The book includes excerpts from the speeches and statements of Jinnah as well as personal recollections of him by people who knew him. The anthology includes Jinnah’s will and various judgments regarding his personal faith and beliefs by the High Court of Karachi, in addition to obituaries and editorials on his passing. We are also furnished with information on The Jinnah Society and its focus on propagating his ideas, principles and vision.

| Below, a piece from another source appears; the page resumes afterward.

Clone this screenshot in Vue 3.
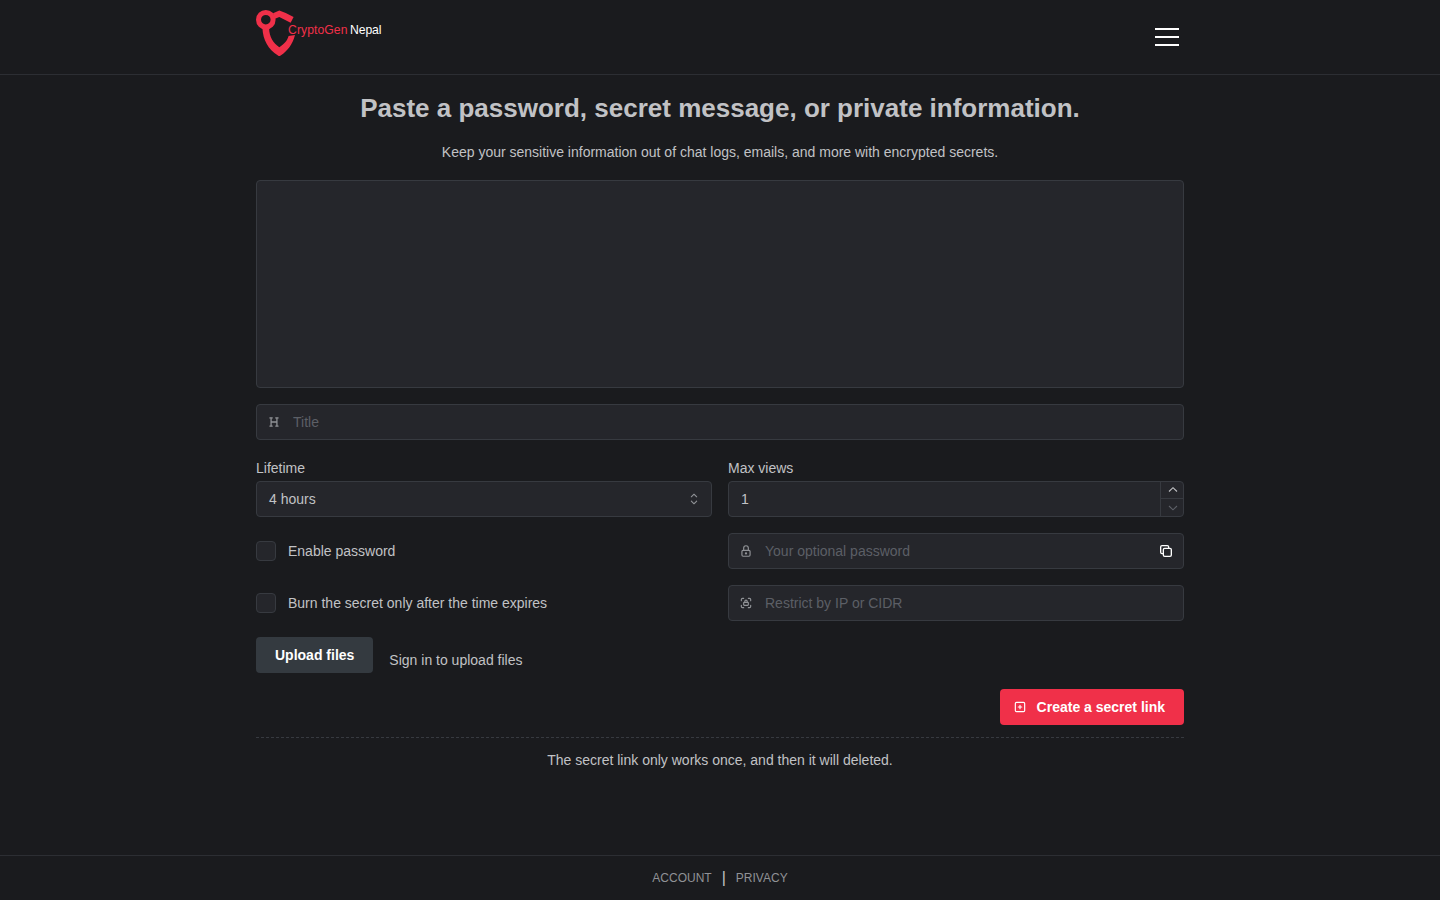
<script setup>
const bars = [1, 2, 3]
</script>

<template>
  <div class="page">
    <header class="header">
      <div class="container head-row">
        <svg class="logo" width="130" height="50" viewBox="0 0 130 50" role="img">
          <circle cx="9.8" cy="10.7" r="7.3" fill="none" stroke="#f03049" stroke-width="5" />
          <g fill="#f03049">
            <path d="M17 4.2 L23.3 1.6 Q30 3.8 37.6 8 L34.6 13.8 L23.3 8 L19 9.8 Z" />
            <path d="M6.4 19 C7 31 12 40 22 46.6 Q23.3 47.6 24.6 46.6 C32 41.5 36.5 35.5 39 26 L32.6 27 C31 32 28.3 35 23.3 38.2 C17.3 34 13.3 28 13.1 19 Z" />
          </g>
          <text x="32" y="25" class="logo-text" fill="#f03049" textLength="59.5">CryptoGen</text>
          <text x="94" y="25" class="logo-text" fill="#fff" textLength="31.5">Nepal</text>
        </svg>
        <button class="burger" aria-label="Menu">
          <span v-for="b in bars" :key="b"></span>
        </button>
      </div>
    </header>

    <main class="container main">
      <h1>Paste a password, secret message, or private information.</h1>
      <p class="lead">Keep your sensitive information out of chat logs, emails, and more with encrypted secrets.</p>
      <textarea class="field secret"></textarea>

      <div class="field input title">
        <svg class="icon" width="14" height="14" viewBox="0 0 24 24" fill="none" stroke="currentColor" stroke-width="2.2" stroke-linecap="round"><path d="M7 12h10M7 5v14M17 5v14M15 19h4M15 5h4M5 19h4M5 5h4" /></svg>
        <input placeholder="Title" />
      </div>

      <div class="grid labels">
        <div>
          <label>Lifetime</label>
          <div class="field input plain">
            <span class="value">4 hours</span>
            <svg class="selector" width="18" height="18" viewBox="0 0 15 15" fill="currentColor"><path fill-rule="evenodd" d="M4.93179 5.43179C4.75605 5.60753 4.75605 5.89245 4.93179 6.06819C5.10753 6.24392 5.39245 6.24392 5.56819 6.06819L7.49999 4.13638L9.43179 6.06819C9.60753 6.24392 9.89245 6.24392 10.0682 6.06819C10.2439 5.89245 10.2439 5.60753 10.0682 5.43179L7.81819 3.18179C7.73379 3.0974 7.61933 3.04999 7.49999 3.04999C7.38064 3.04999 7.26618 3.0974 7.18179 3.18179L4.93179 5.43179ZM10.0682 9.56819C10.2439 9.39245 10.2439 9.10753 10.0682 8.93179C9.89245 8.75606 9.60753 8.75606 9.43179 8.93179L7.49999 10.8636L5.56819 8.93179C5.39245 8.75606 5.10753 8.75606 4.93179 8.93179C4.75605 9.10753 4.75605 9.39245 4.93179 9.56819L7.18179 11.8182C7.35753 11.9939 7.64245 11.9939 7.81819 11.8182L10.0682 9.56819Z" /></svg>
          </div>
        </div>
        <div>
          <label>Max views</label>
          <div class="field input plain number">
            <span class="value">1</span>
            <div class="steps">
              <button aria-label="Increase"><svg width="10" height="10" viewBox="0 0 10 10" fill="none" stroke="currentColor" stroke-width="1.1"><path d="M1 6.5 L5 2.7 L9 6.5" /></svg></button>
              <button class="off" aria-label="Decrease"><svg width="10" height="10" viewBox="0 0 10 10" fill="none" stroke="currentColor" stroke-width="1.1"><path d="M1 3 L5 6.8 L9 3" /></svg></button>
            </div>
          </div>
        </div>
      </div>

      <div class="grid">
        <div class="check"><span class="box"></span><span class="check-text">Enable password</span></div>
        <div class="field input">
          <svg class="icon" width="14" height="14" viewBox="0 0 24 24" fill="none" stroke="currentColor" stroke-width="2" stroke-linejoin="round"><rect x="5" y="11" width="14" height="10" rx="2" /><circle cx="12" cy="16" r="1" /><path d="M8 11V7a4 4 0 0 1 8 0v4" /></svg>
          <input placeholder="Your optional password" />
          <svg class="copy" width="16" height="16" viewBox="0 0 24 24" fill="none" stroke="currentColor" stroke-width="2" stroke-linejoin="round"><rect x="8" y="8" width="12" height="12" rx="2" /><path d="M16 8V6a2 2 0 0 0-2-2H6a2 2 0 0 0-2 2v8a2 2 0 0 0 2 2h2" /></svg>
        </div>
      </div>

      <div class="grid">
        <div class="check"><span class="box"></span><span class="check-text">Burn the secret only after the time expires</span></div>
        <div class="field input">
          <svg class="icon" width="14" height="14" viewBox="0 0 24 24" fill="none" stroke="currentColor" stroke-width="2" stroke-linecap="round" stroke-linejoin="round"><path d="M4 8V6a2 2 0 0 1 2-2h2M4 16v2a2 2 0 0 0 2 2h2M16 4h2a2 2 0 0 1 2 2v2M16 20h2a2 2 0 0 0 2-2v-2" /><rect x="8" y="11" width="8" height="5" rx="1" /><path d="M10 11V9a2 2 0 1 1 4 0v2" /></svg>
          <input placeholder="Restrict by IP or CIDR" />
        </div>
      </div>

      <div class="upload">
        <button class="btn dark">Upload files</button>
        <span>Sign in to upload files</span>
      </div>

      <div class="submit">
        <button class="btn red">
          <svg width="14" height="14" viewBox="0 0 24 24" fill="none" stroke="currentColor" stroke-width="2" stroke-linecap="round"><rect x="4" y="4" width="16" height="16" rx="2" /><path d="M9 12h6M12 9v6" /></svg>
          Create a secret link
        </button>
      </div>
      <p class="note">The secret link only works once, and then it will deleted.</p>
    </main>

    <footer class="footer">
      <a>ACCOUNT</a><span class="bar">|</span><a>PRIVACY</a>
    </footer>
  </div>
</template>

<style>
body { margin: 0; background: #1a1b1e; }
</style>

<style scoped>
* { box-sizing: border-box; }
.page {
  height: 900px;
  display: flex;
  flex-direction: column;
  background: #1a1b1e;
  color: #c1c2c5;
  font: 14px/21.7px "Liberation Sans", Arial, sans-serif;
}
.container { width: 928px; margin: 0 auto; }
.header { height: 75px; border-bottom: 1px solid #2c2e33; }
.head-row { display: flex; justify-content: space-between; padding-top: 9px; }
.logo { display: block; }
.logo-text { font: 12.2px "Liberation Sans", Arial, sans-serif; }
.burger {
  display: flex;
  flex-direction: column;
  gap: 6px;
  width: 24px;
  height: 18px;
  margin: 19px 5px 0 0;
  padding: 0;
  border: 0;
  background: none;
}
.burger span { height: 2px; background: #fff; }
.main { flex: 1; }
h1 { margin: 16px 0 0; font-size: 26px; line-height: 35px; font-weight: 700; text-align: center; }
.lead { height: 22px; margin: 16px 0; text-align: center; }
.field { background: #25262b; border: 1px solid #373a40; border-radius: 4px; }
.secret { display: block; width: 100%; height: 208px; resize: none; outline: none; }
.input { display: flex; align-items: center; height: 36px; padding: 0 10px 0 11px; overflow: hidden; }
.title { margin-top: 16px; }
.icon { flex: none; margin-right: 12px; margin-left: -1px; color: #909296; }
input {
  flex: 1;
  min-width: 0;
  height: 34px;
  padding: 0;
  border: 0;
  outline: none;
  background: none;
  color: inherit;
  font: inherit;
  line-height: 34px;
}
input::placeholder { color: #5c5f66; opacity: 1; }
.grid { display: grid; grid-template-columns: 1fr 1fr; gap: 16px; margin-top: 16px; }
.labels { margin-top: 17px; }
label { display: block; height: 24px; line-height: 22px; }
.plain { padding: 0 8px 0 12px; }
.value { flex: 1; line-height: 34px; }
.selector { color: #909296; }
.number { padding-right: 0; }
.steps { width: 23px; height: 34px; border-left: 1px solid #373a40; }
.steps button {
  display: flex;
  align-items: center;
  justify-content: center;
  width: 100%;
  height: 16px;
  padding: 0 0 0 2px;
  border: 0;
  background: none;
  color: #c1c2c5;
}
.steps button.off { height: 18px; border-top: 1px solid #373a40; color: #5c5f66; }
.check { display: flex; align-items: center; height: 36px; }
.check-text { line-height: 36px; }
.box { width: 20px; height: 20px; margin-right: 12px; background: #25262b; border: 1px solid #373a40; border-radius: 4px; }
.copy { color: #fff; margin-right: -1px; }
.upload { display: flex; gap: 16px; margin-top: 16px; }
.upload span { padding-top: 12px; line-height: 22px; }
.btn {
  display: flex;
  align-items: center;
  height: 36px;
  border: 0;
  border-radius: 4px;
  color: #fff;
  font: 700 14px "Liberation Sans", Arial, sans-serif;
}
.dark { padding: 0 19px; background: #343a40; }
.submit { display: flex; justify-content: flex-end; padding: 16px 0 12px; border-bottom: 1px dashed #373a40; }
.red { gap: 10px; padding: 0 19px 0 13px; background: #f03049; }
.note { margin: 12px 0 0; text-align: center; }
.footer {
  display: flex;
  align-items: center;
  justify-content: center;
  gap: 10px;
  height: 45px;
  border-top: 1px solid #2c2e33;
  font-size: 12px;
  line-height: 22px;
  color: #909296;
}
.bar { font-size: 16px; color: #c1c2c5; }
</style>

The anthology contains historical and rare photographs of Jinnah including one of his family in Karachi in 1997. Included also are an article by Ardeshir Cowasjee where he demands “bring back Jinnah’s Pakistan”. and a charming pen portrait of Quaid-i-Azam Mohammad Ali Jinnah by Sarojini Naidu a former President of the Indian National Congress, reproduced below

“The casual pen might surely find it easier to describe his limitations rather than to define his virtues […] But the true criterion of Jinnah’s greatness lies not in the range and variety of his knowledge and experience, but in the faultless perception and flawless refinement of his subtle mind and spirit; not in the diversity of aims and challenge of a towering personality, but rather in a lofty singleness and sincerity of purpose and the lasting charm of a character animated by a brave conception of duty and an austere and lovely code of private honour and public integrity.”

The famous tribute to Jinnah by Professor Stanley Wolpert – a patron of The Jinnah Society who passed away recently – is included:

“Few individuals significantly alter the course of history. Fewer still modify the map of the world. Hardly anyone can be credited with creating a nation-state. Mohammad Ali Jinnah did all three.”